Le secteur financier est la plus importante, la plus active et la plus influente de ces entités économiques privées. Comme elles sont institutionnalisées à l’échelle mondiale, toute la vision américaine des organisations multilatérales (FMI, Banque mondiale, GATT, SWIFT) et de leurs programmes est dictée par les avantages qui en découlent : gains pour les intérêts privés, influence du gouvernement pour cajoler, contraindre ou dicter à d’autres pays l’utilisation abusive de SWIFT et du FMI dans la confrontation avec la Russie en est un bon exemple.
Lorsque nous imaginons des négociations et des accords commerciaux, nous nous représentons principalement l’échange de produits manufacturés et de ressources naturelles. Ce n’est plus le cas. Ce qui compte avant tout, ce sont les accords financiers. La propriété intellectuelle vient en second lieu. L’énergie et l’agriculture viennent ensuite. Les produits manufacturés ne sont pas pris en compte.
À l’heure actuelle, c’est la Chine qui domine ce secteur du commerce international.
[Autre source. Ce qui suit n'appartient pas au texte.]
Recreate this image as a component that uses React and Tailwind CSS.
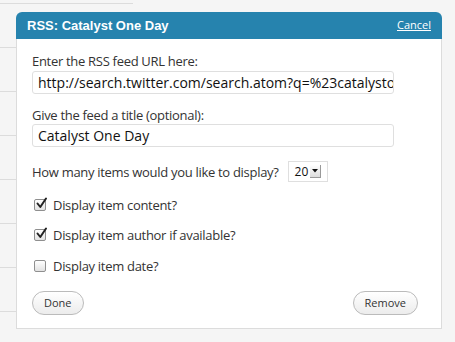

Sa capacité de production globale est supérieure à celle des États-Unis, de l’UE et du Japon réunis. Si l’on ajoute à ce chiffre la capacité (et les matières premières) de la Russie, on comprend à la fois la volonté de Washington de tirer parti des atouts économiques qu’il conserve (soutenus par des moyens militaires) et son sentiment croissant de vulnérabilité.
Une marée montante
Deuxièmement, la montée d’un mouvement influent et en pleine expansion, qu’il convient de qualifier de “fascisme aux caractéristiques américaines”, n’a eu jusqu’à présent qu’une incidence relativement faible sur la politique étrangère du pays. Les monstres que ses militants cherchent à abattre, les ennemis qu’ils considèrent comme empoisonnant le bien commun, sont intérieurs.
La menace russe, la menace chinoise, la menace islamo-fasciste qui tend à s’estomper ne sont pas ce qui motive ses adhérents – bien qu’ils partagent la conviction unanime que tous ces éléments représentent des forces du mal hostiles aux États-Unis. Pourtant, c’est l’agitation à la frontière mexicaine qui les met vraiment en ébullition – la seule question “étrangère” qui suscite autant d’émotion et de bile que les élites libérales, les athées et les tueurs de bébés.
Il est impossible de prévoir ce que l’avenir nous réserve pour ajouter une dimension internationale à ce ragoût. Pour l’heure, les républicains s’attachent surtout à dénoncer tout ce que fait le président Joe Biden plutôt qu’à promouvoir leur propre programme de politique étrangère.
Erosion de la démocratie
Troisièmement. Le déclin de la démocratie américaine est peut-être l’évolution la plus profonde et préoccupante de l’Amérique contemporaine. Ses effets délétères sont multiples – et probablement durables, voire absolument irréversibles.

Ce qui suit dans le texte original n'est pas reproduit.